Go through the listing and copy each line with the string "components".

** start SUPPLIED MATERIAL **

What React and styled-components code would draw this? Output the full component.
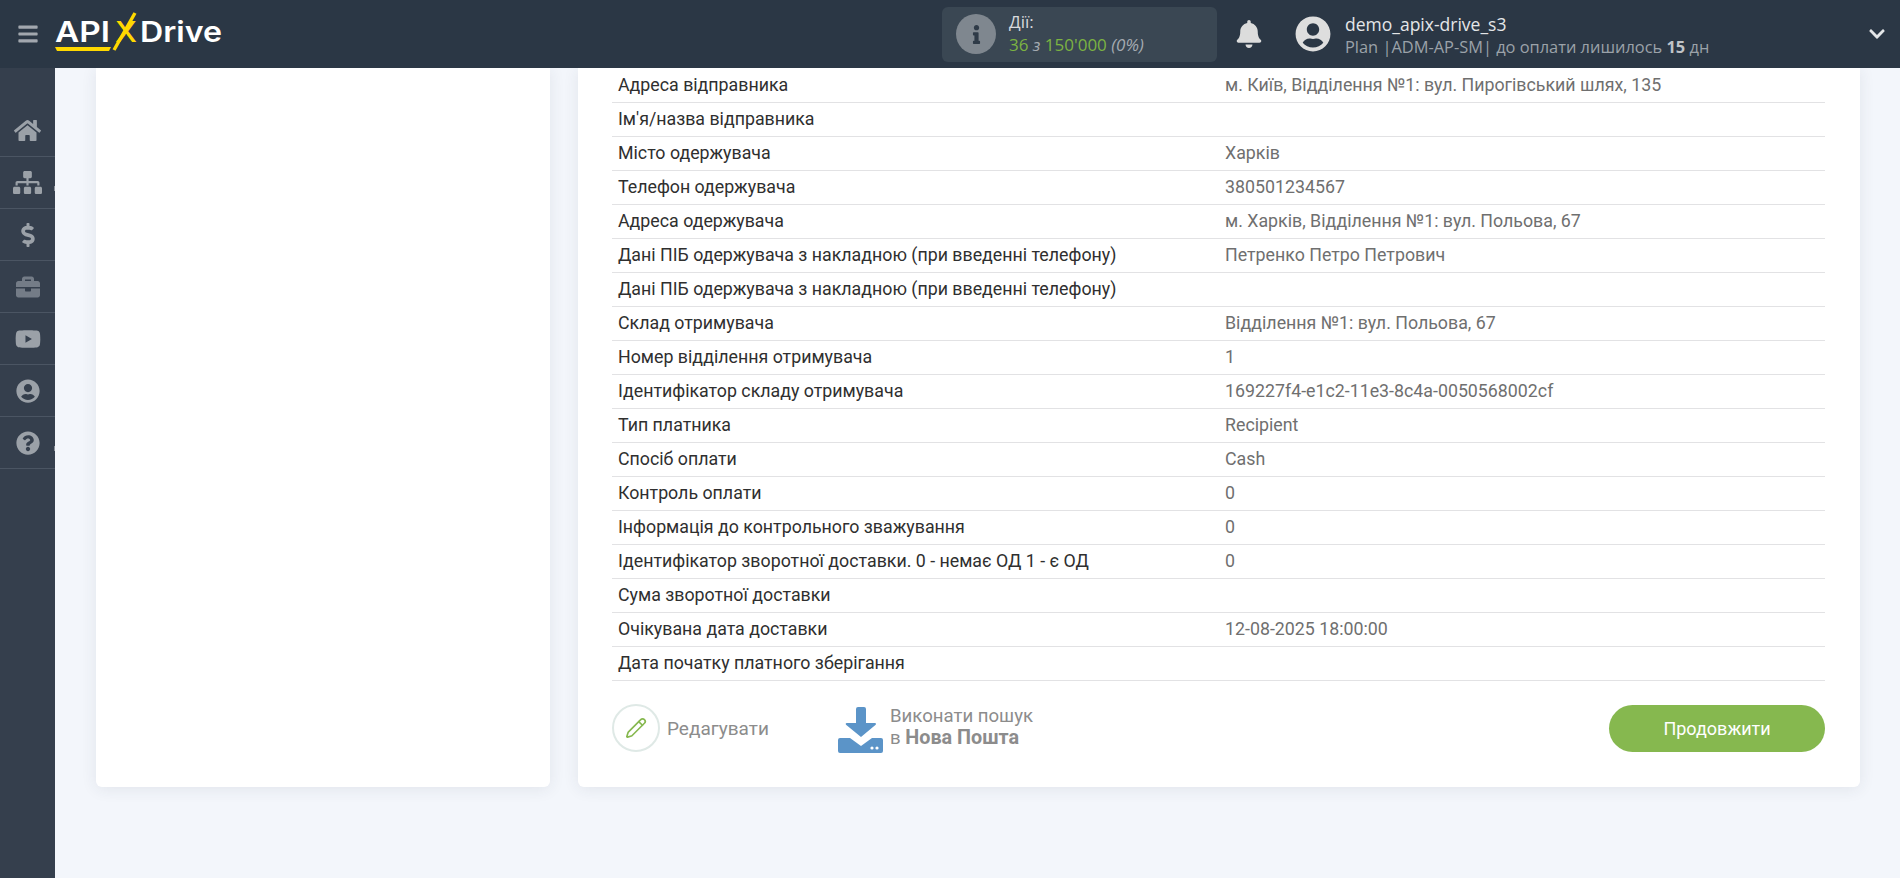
import React from 'react';
import styled, { createGlobalStyle } from 'styled-components';
import {
  FaHome, FaSitemap, FaDollarSign, FaBriefcase, FaYoutube, FaUserCircle,
  FaQuestionCircle, FaBell, FaInfo, FaChevronDown, FaBars,
} from 'react-icons/fa';
import { Pencil } from 'lucide-react';

const GlobalStyle = createGlobalStyle`
  html, body {
    margin: 0;
    height: 100%;
    overflow: hidden;
    background: #f3f6fb;
    font-family: Roboto, "Liberation Sans", sans-serif;
  }
  * { box-sizing: border-box; }
`;

const Page = styled.div`
  height: 878px;
  display: flex;
  flex-direction: column;
`;

const TopBar = styled.header`
  height: 68px;
  flex: none;
  background: #2b3745;
  display: flex;
  align-items: center;
  font-family: "Open Sans", sans-serif;
  position: relative;
  z-index: 2;
`;

const Burger = styled.button`
  width: 55px;
  height: 68px;
  flex: none;
  border: none;
  padding: 0;
  background: none;
  color: #a2a7ae;
  font-size: 22px;
  display: flex;
  align-items: center;
  justify-content: center;
`;

const LogoWrap = styled.div`
  width: 170px;
  height: 44px;
  flex: none;
`;

const StatsBox = styled.div`
  width: 275px;
  height: 55px;
  margin-left: 717px;
  flex: none;
  background: #3a4753;
  border-radius: 6px;
  display: flex;
  align-items: center;
  padding-left: 14px;
  gap: 13px;
`;

const InfoCircle = styled.div`
  width: 40px;
  height: 40px;
  border-radius: 50%;
  background: #7f878f;
  color: #2f3b48;
  font-size: 19px;
  display: flex;
  align-items: center;
  justify-content: center;
`;

const StatsText = styled.div`
  line-height: 23px;
  margin-top: -3px;
`;

const StatsLabel = styled.div`
  font-size: 17px;
  color: #d8dadd;
`;

const StatsValue = styled.div`
  font-size: 17px;
  color: #7cb342;
`;

const StatsMuted = styled.i`
  color: #a5abb1;
`;

const BellButton = styled.div`
  margin-left: 18px;
  width: 28px;
  font-size: 28px;
  color: #dcdcdc;
  display: flex;
  flex: none;
`;

const UserIcon = styled.div`
  margin-left: 32px;
  font-size: 36px;
  color: #dedede;
  display: flex;
  flex: none;
`;

const UserInfo = styled.div`
  margin-left: 14px;
  flex: 1;
`;

const UserName = styled.div`
  font-size: 17.5px;
  line-height: 24px;
  color: #e4e6e8;
`;

const UserPlan = styled.div`
  font-size: 16.4px;
  line-height: 21px;
  color: #9ba2a9;

  b {
    color: #c0c4c8;
  }
`;

const Chevron = styled.div`
  width: 18px;
  margin-right: 14px;
  font-size: 18px;
  color: #e4e6e8;
  display: flex;
  flex: none;
`;

const Body = styled.div`
  flex: 1;
  min-height: 0;
  display: flex;
`;

const SideNav = styled.nav`
  width: 55px;
  flex: none;
  background: #353f4d;
  padding-top: 37px;
`;

const NavItem = styled.div`
  height: 52px;
  border-bottom: 1px solid #4b5563;
  color: ${p => (p.$dim ? '#747c87' : '#9ba1a8')};
  font-size: ${p => p.$size || 25}px;
  display: flex;
  align-items: center;
  justify-content: center;
  position: relative;

  ${p => p.$tick && `
    &::after {
      content: '';
      position: absolute;
      right: 0;
      top: 29px;
      width: 1px;
      height: 5px;
      background: #8d939b;
    }
  `}
`;

const Main = styled.main`
  flex: 1;
  min-width: 0;
  display: flex;
  align-items: flex-start;
  gap: 28px;
  padding-left: 41px;
  padding-right: 40px;
`;

const LeftCard = styled.section`
  width: 454px;
  height: 719px;
  flex: none;
  background: #fff;
  border-radius: 0 0 6px 6px;
  box-shadow: 0 2px 16px rgba(40, 50, 80, 0.09);
`;

const RightCard = styled.section`
  flex: 1;
  height: 719px;
  background: #fff;
  border-radius: 0 0 6px 6px;
  box-shadow: 0 2px 16px rgba(40, 50, 80, 0.09);
  padding: 1px 35px 0 34px;
`;

const Row = styled.div`
  height: 34px;
  border-bottom: 1px solid #e2e2e4;
  display: grid;
  grid-template-columns: 607px 1fr;
  padding: 0 6px 2px;
  align-items: center;
  font-size: 17.8px;
`;

const RowLabel = styled.div`
  color: #2f2f2f;
`;

const RowValue = styled.div`
  color: #6f6f6f;
`;

const Actions = styled.div`
  display: flex;
  align-items: center;
  margin-top: 23px;
`;

const EditCircle = styled.div`
  width: 48px;
  height: 48px;
  border-radius: 50%;
  border: 2px solid #dfe9e6;
  color: #86b84f;
  display: flex;
  align-items: center;
  justify-content: center;
`;

const EditLabel = styled.div`
  margin-left: 7px;
  width: 171px;
  font-size: 19px;
  color: #8c8c8c;
`;

const SearchIcon = styled.div`
  width: 45px;
  height: 46px;
  margin: 2px 0 -2px;
  display: flex;
  flex: none;
`;

const SearchText = styled.div`
  margin: -2px 0 0 7px;
  font-size: 18.6px;
  line-height: 22px;
  color: #8c8c8c;

  b {
    font-size: 19.8px;
  }
`;

const NextButton = styled.button`
  margin-left: auto;
  width: 216px;
  height: 47px;
  border: none;
  border-radius: 24px;
  background: #86b84f;
  color: #fff;
  font-family: Roboto, sans-serif;
  font-size: 18px;
`;

const rows = [
  ['Адреса відправника', 'м. Київ, Відділення №1: вул. Пирогівський шлях, 135'],
  ["Ім'я/назва відправника", ''],
  ['Місто одержувача', 'Харків'],
  ['Телефон одержувача', '380501234567'],
  ['Адреса одержувача', 'м. Харків, Відділення №1: вул. Польова, 67'],
  ['Дані ПІБ одержувача з накладною (при введенні телефону)', 'Петренко Петро Петрович'],
  ['Дані ПІБ одержувача з накладною (при введенні телефону)', ''],
  ['Склад отримувача', 'Відділення №1: вул. Польова, 67'],
  ['Номер відділення отримувача', '1'],
  ['Ідентифікатор складу отримувача', '169227f4-e1c2-11e3-8c4a-0050568002cf'],
  ['Тип платника', 'Recipient'],
  ['Спосіб оплати', 'Cash'],
  ['Контроль оплати', '0'],
  ['Інформація до контрольного зважування', '0'],
  ['Ідентифікатор зворотної доставки. 0 - немає ОД 1 - є ОД', '0'],
  ['Сума зворотної доставки', ''],
  ['Очікувана дата доставки', '12-08-2025 18:00:00'],
  ['Дата початку платного зберігання', ''],
];

const Logo = () => (
  <svg width="170" height="44" viewBox="0 0 170 44">
    <text x="0" y="30" fontFamily="Inter, sans-serif" fontWeight="600" fontSize="29" fill="#fff" textLength="55" lengthAdjust="spacingAndGlyphs">API</text>
    <polygon points="0,35 56,35 54,39 2,39" fill="#ffd800" />
    <text x="60" y="30" fontFamily="Inter, sans-serif" fontWeight="500" fontSize="29" fill="#ffd800" textLength="22" lengthAdjust="spacingAndGlyphs">X</text>
    <line x1="80" y1="1" x2="59" y2="38" stroke="#ffd800" strokeWidth="3.4" />
    <text x="85" y="30" fontFamily="Inter, sans-serif" fontWeight="600" fontSize="29" fill="#fff" textLength="82" lengthAdjust="spacingAndGlyphs">Drive</text>
  </svg>
);

const DownloadIcon = () => (
  <svg width="45" height="46" viewBox="0 0 45 46">
    <path d="M18 2 a2 2 0 0 1 2-2 h6 a2 2 0 0 1 2 2 v14 h9 a1 1 0 0 1 .7 1.7 L23 30 8 17.7 a1 1 0 0 1 .7-1.7 H18 z" fill="#5b94c8" />
    <path d="M2 31 h10 l11 8 11-8 h9 a2 2 0 0 1 2 2 v11 a2 2 0 0 1-2 2 H2 a2 2 0 0 1-2-2 V33 a2 2 0 0 1 2-2 z" fill="#5b94c8" />
    <circle cx="34" cy="41" r="1.6" fill="#fff" />
    <circle cx="39" cy="41" r="1.6" fill="#fff" />
  </svg>
);

const App = () => (
  <Page>
    <GlobalStyle />
    <TopBar>
      <Burger><FaBars /></Burger>
      <LogoWrap><Logo /></LogoWrap>
      <StatsBox>
        <InfoCircle><FaInfo /></InfoCircle>
        <StatsText>
          <StatsLabel>Дії:</StatsLabel>
          <StatsValue>36 <StatsMuted>з</StatsMuted> 150'000 <StatsMuted>(0%)</StatsMuted></StatsValue>
        </StatsText>
      </StatsBox>
      <BellButton><FaBell /></BellButton>
      <UserIcon><FaUserCircle /></UserIcon>
      <UserInfo>
        <UserName>demo_apix-drive_s3</UserName>
        <UserPlan>Plan |ADM-AP-SM| до оплати лишилось <b>15</b> дн</UserPlan>
      </UserInfo>
      <Chevron><FaChevronDown /></Chevron>
    </TopBar>
    <Body>
      <SideNav>
        <NavItem $size={27}><FaHome /></NavItem>
        <NavItem $size={29} $tick><FaSitemap /></NavItem>
        <NavItem $size={24}><FaDollarSign /></NavItem>
        <NavItem $dim $size={24}><FaBriefcase /></NavItem>
        <NavItem $size={26}><FaYoutube /></NavItem>
        <NavItem $size={24}><FaUserCircle /></NavItem>
        <NavItem $size={24} $tick><FaQuestionCircle /></NavItem>
      </SideNav>
      <Main>
        <LeftCard />
        <RightCard>
          {rows.map(([label, value], i) => (
            <Row key={i}>
              <RowLabel>{label}</RowLabel>
              <RowValue>{value}</RowValue>
            </Row>
          ))}
          <Actions>
            <EditCircle><Pencil size={22} strokeWidth={1.8} /></EditCircle>
            <EditLabel>Редагувати</EditLabel>
            <SearchIcon><DownloadIcon /></SearchIcon>
            <SearchText>Виконати пошук<br />в <b>Нова Пошта</b></SearchText>
            <NextButton>Продовжити</NextButton>
          </Actions>
        </RightCard>
      </Main>
    </Body>
  </Page>
);

export default App;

** end SUPPLIED MATERIAL **

* _SOLUTION_:
What React and styled-components code would draw this? Output the full component.
import styled, { createGlobalStyle } from 'styled-components';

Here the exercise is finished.